My Bachelor's Thesis (Czech)
The application is written in Java (1.4 SDK) and the web-based interface was tested on tomcat 5.0.14. JARV interface with Sun MSV validator is used to allow language independent validation but is currently used to validate Relax NG definitions. Saxon is used to extract embedded Schematron and validate HTML documents using it. Tagsoupe library is used to convert HTML 4.01 documents into XML so that those documents (still very common on WWW) may be validated as well. Apache ANT is used for building, installation, deployment, testing and validation.
The application has a modular architecture with an easy to use API. Most of eventual application extensions may be done just by changing configuration files without the need of code changes.

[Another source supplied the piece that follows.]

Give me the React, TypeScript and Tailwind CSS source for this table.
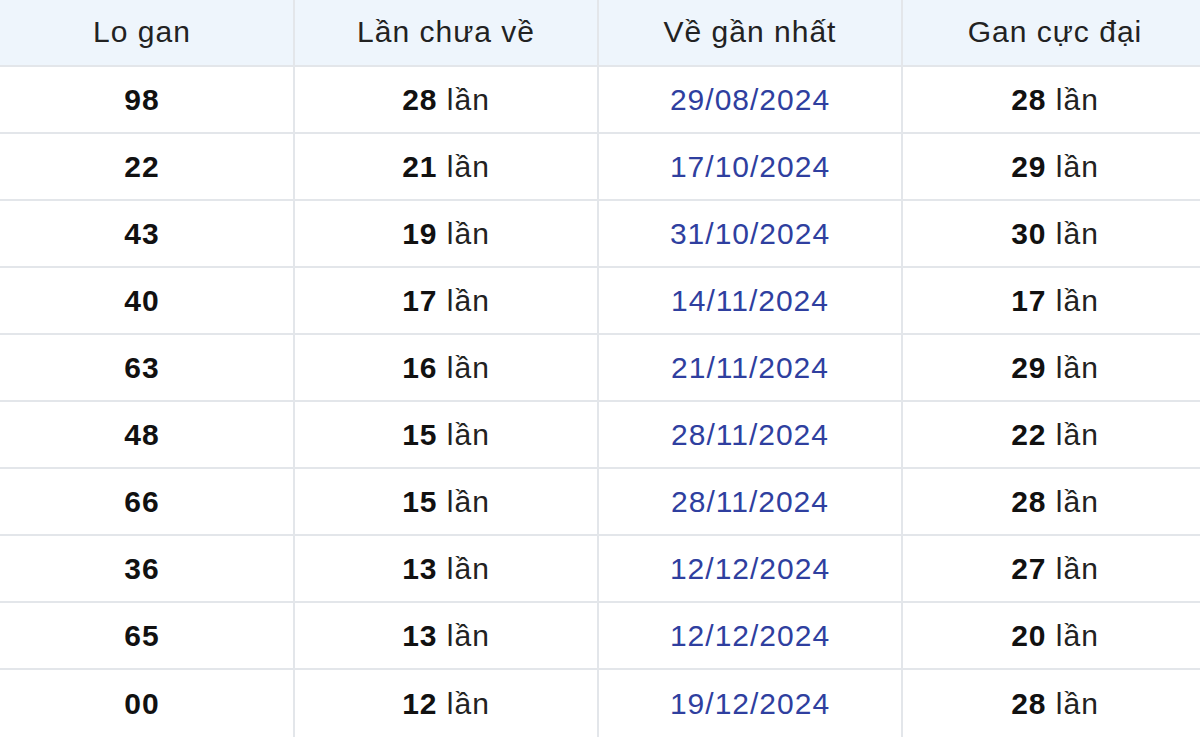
import React from "react";

const rows: [string, string, string, string][] = [
  ["98", "28", "29/08/2024", "28"],
  ["22", "21", "17/10/2024", "29"],
  ["43", "19", "31/10/2024", "30"],
  ["40", "17", "14/11/2024", "17"],
  ["63", "16", "21/11/2024", "29"],
  ["48", "15", "28/11/2024", "22"],
  ["66", "15", "28/11/2024", "28"],
  ["36", "13", "12/12/2024", "27"],
  ["65", "13", "12/12/2024", "20"],
  ["00", "12", "19/12/2024", "28"],
];

const headers = ["Lo gan", "Lần chưa về", "Về gần nhất", "Gan cực đại"];

export default function App() {
  return (
    <div
      className="w-[1200px] h-[744px] overflow-hidden bg-white"
      style={{ fontFamily: '"Liberation Sans", Arial, sans-serif' }}
    >
      <div className="ml-[-9px] w-[1216px] grid grid-cols-[repeat(4,304px)] text-[30px] tracking-[1px] text-[#222]">
        {headers.map((h, i) => (
          <div
            key={h}
            className={`h-[67px] pb-[2px] flex items-center justify-center bg-[#eef5fc] border-b-2 border-[#e3e6ea] ${
              i < 3 ? "border-r-2" : ""
            }`}
          >
            {h}
          </div>
        ))}
        {rows.map((r, ri) =>
          [0, 1, 2, 3].map((ci) => (
            <div
              key={`${ri}-${ci}`}
              className={`h-[67px] flex items-center justify-center border-[#e3e6ea] ${
                ri < rows.length - 1 ? "border-b-2" : ""
              } ${ci < 3 ? "border-r-2" : ""}`}
            >
              {ci === 0 && <span className="font-bold text-[#111]">{r[0]}</span>}
              {ci === 1 && (
                <span>
                  <span className="font-bold text-[#111]">{r[1]}</span> lần
                </span>
              )}
              {ci === 2 && <span className="text-[#2f3f9f]">{r[2]}</span>}
              {ci === 3 && (
                <span>
                  <span className="font-bold text-[#111]">{r[3]}</span> lần
                </span>
              )}
            </div>
          ))
        )}
      </div>
    </div>
  );
}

The HTML schemas stem from the work of James Clark called "Modularization of XHTML in Relax NG". After a deep analysis of the mentioned W3C standards this schema was bug-fixed and extended with as many additional restrictions as possible. Those are formalized using Relax NG or Schematron (always the best suitable is used). The schema was adjusted to allow validation of strict, transitional and frameset HTML subsets. Finally some of the WCAG 1.0 restrictions were implemented using Schematron. There is a test-case library testing all the newly added definitions. This allows keeping the definition consistent and minimize bug occurrence during development.

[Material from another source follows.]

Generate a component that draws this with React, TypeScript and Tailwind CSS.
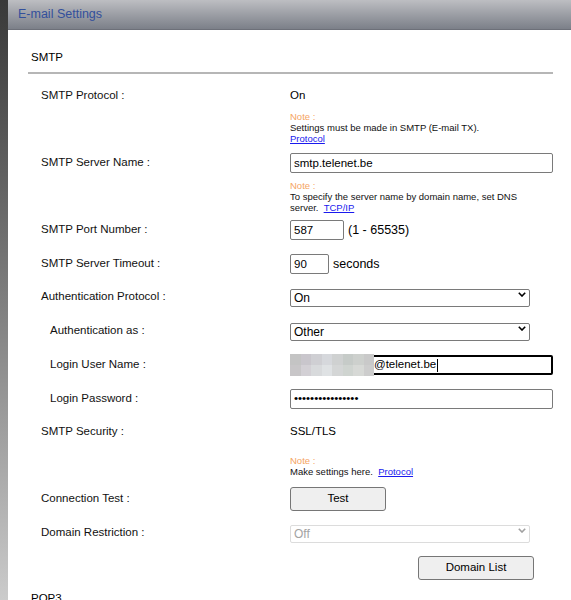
import React from 'react'

const font = { fontFamily: '"Liberation Sans", Arial, sans-serif' }

function Label({ text, indent }: { text: string; indent?: boolean }) {
  return (
    <div className={`w-[249px] shrink-0 text-[11.5px] text-[#111] ${indent ? 'pl-[9px]' : ''}`}>
      {text}
    </div>
  )
}

function Row({ label, indent, className, children }: { label: string; indent?: boolean; className: string; children: React.ReactNode }) {
  return (
    <div className={`flex items-center pl-[13px] ${className}`}>
      <Label text={label} indent={indent} />
      <div className="flex flex-1 items-center">{children}</div>
    </div>
  )
}

function Note({ className, children }: { className: string; children: React.ReactNode }) {
  return (
    <div className={`pl-[262px] ${className}`}>
      <div className="w-[250px] text-[9.5px] leading-[11px] text-[#111]">
        <div className="text-[#f5a462]">Note :</div>
        {children}
      </div>
    </div>
  )
}

function Link({ children }: { children: React.ReactNode }) {
  return <a href="#" className="text-[#1a1aee] underline">{children}</a>
}

function Select({ value, disabled }: { value: string; disabled?: boolean }) {
  return (
    <div className="relative w-[240px]">
      <select
        disabled={disabled}
        defaultValue={value}
        className={`h-[18px] w-full appearance-none rounded-[2px] border pl-[3px] text-[12px] leading-[16px] outline-none ${
          disabled ? 'border-[#dcdcdc] bg-white text-[#a3a3a3]' : 'border-[#7a7a7a] bg-white text-black'
        }`}
        style={font}
      >
        <option>{value}</option>
      </select>
      <svg width="8" height="5" viewBox="0 0 8 5" className="pointer-events-none absolute right-[4px] top-[7px]">
        <path d="M0.8 0.8 L4 4 L7.2 0.8" fill="none" stroke={disabled ? '#a0a0a0' : '#000'} strokeWidth="1.6" />
      </svg>
    </div>
  )
}

function Button({ text, className }: { text: string; className: string }) {
  return (
    <button
      className={`h-[24px] rounded-[3px] border border-[#767676] bg-[#efefef] text-[11.5px] text-black ${className}`}
      style={font}
    >
      {text}
    </button>
  )
}

const blur = [
  '#c4c4c4', '#c9c6cc', '#cfcfd3', '#d6d8dc', '#cfd1d1', '#c6cbc8', '#cdd0cd', '#c9c9c9',
  '#c8c6c8', '#d3d0d5', '#d8dadc', '#dfe2e4', '#d4d6d6', '#cfd4d0', '#d7d9d6', '#cdcdcd',
]

export default function App() {
  return (
    <div className="flex h-[600px] w-[571px] overflow-hidden bg-white" style={font}>
      <div className="w-[8px] shrink-0 bg-gradient-to-b from-[#393939] to-[#cbcbcb]" />
      <div className="flex-1">
        <div className="flex h-[30px] items-center border-b border-[#6d7079] bg-gradient-to-b from-[#bdbec2] to-[#7c8089] pl-[10px]">
          <span className="text-[12.5px] text-[#33509c]">E-mail Settings</span>
        </div>

        <div className="pl-[20px] pr-[18px]">
          <div className="border-b-2 border-[#b6b6b6] pb-[8px] pl-[3px] pt-[21px] text-[11.5px] leading-[13px] text-black">
            SMTP
          </div>

          <Row label="SMTP Protocol :" className="mt-[12px] h-[20px]">
            <span className="text-[11.5px]">On</span>
          </Row>
          <Note className="mt-[5px]">
            <div>Settings must be made in SMTP (E-mail TX).</div>
            <Link>Protocol</Link>
          </Note>

          <Row label="SMTP Server Name :" className="mt-[9px] h-[20px]">
            <input
              readOnly
              value="smtp.telenet.be"
              className="h-[20px] w-[263px] rounded-[2px] border border-[#7a7a7a] px-[3px] text-[11.5px] outline-none"
              style={font}
            />
          </Row>
          <Note className="mt-[7px]">
            To specify the server name by domain name, set DNS server.&nbsp; <Link>TCP/IP</Link>
          </Note>

          <Row label="SMTP Port Number :" className="mt-[7px] h-[20px]">
            <input
              readOnly
              value="587"
              className="h-[20px] w-[54px] rounded-[2px] border border-[#7a7a7a] px-[3px] text-[11.5px] outline-none"
              style={font}
            />
            <span className="ml-[4px] text-[12.5px]">(1 - 65535)</span>
          </Row>

          <Row label="SMTP Server Timeout :" className="mt-[14px] h-[20px]">
            <input
              readOnly
              value="90"
              className="h-[20px] w-[39px] rounded-[2px] border border-[#7a7a7a] px-[3px] text-[11.5px] outline-none"
              style={font}
            />
            <span className="ml-[4px] text-[12.5px]">seconds</span>
          </Row>

          <Row label="Authentication Protocol :" className="mt-[13px] h-[20px]">
            <Select value="On" />
          </Row>

          <Row label="Authentication as :" indent className="mt-[14px] h-[20px]">
            <Select value="Other" />
          </Row>

          <Row label="Login User Name :" indent className="mt-[14px] h-[20px]">
            <div className="relative">
              <div className="flex h-[20px] w-[263px] items-center rounded-[2px] border-2 border-black pl-[82px] text-[11.5px]">
                <span>@telenet.be</span>
                <span className="ml-[1px] h-[13px] w-[1px] bg-black" />
              </div>
              <div className="absolute -top-[1px] left-0 grid h-[22px] w-[84px] grid-cols-8 grid-rows-2 bg-[#c6c6c6]">
                {blur.map((c, i) => (
                  <div key={i} style={{ backgroundColor: c }} />
                ))}
              </div>
            </div>
          </Row>

          <Row label="Login Password :" indent className="mt-[14px] h-[20px]">
            <div className="flex h-[20px] w-[263px] items-center rounded-[2px] border border-[#7a7a7a] pl-[3px] text-[11.5px]">
              ••••••••••••••••
            </div>
          </Row>

          <Row label="SMTP Security :" className="mt-[13px] h-[20px]">
            <span className="text-[11.5px]">SSL/TLS</span>
          </Row>
          <Note className="mt-[13px]">
            Make settings here.&nbsp; <Link>Protocol</Link>
          </Note>

          <Row label="Connection Test :" className="mt-[10px] h-[24px]">
            <Button text="Test" className="w-[96px]" />
          </Row>

          <Row label="Domain Restriction :" className="mt-[12px] h-[20px]">
            <Select value="Off" disabled />
          </Row>

          <div className="mt-[11px] pl-[390px]">
            <Button text="Domain List" className="w-[116px]" />
          </div>

          <div className="mt-[12px] pl-[3px] text-[11.5px] leading-[13px] text-black">POP3</div>
        </div>
      </div>
    </div>
  )
}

Currently the application is stable and running (you may try to test it at here). There are many possibilities and opportunities for extensions. It's just a short step to fully suppor t modularization of XHTML and XML Basic standards. It would be nice to support ISO-HTML validation where the use of Relax NG and Schematron may significantly simplify the publication process. Currently the project is in approval process at SourceForge. The aim of making this project open source is to give all the work I have done on this for several months to the community so that people can use the tool freely, extend it in various ways according to there needs and come with new valuable ideas.
Web-based validation interface,
Command-line validation interface,
HTML definition development and testing environment,
Validated standard may be dynamically chosen during validation,
Validation output includes line number, severity and error description,
Complete Relax NG schema with Schematron patterns for HTML 4.01/XHTML 1.0 and WCAG 1.0.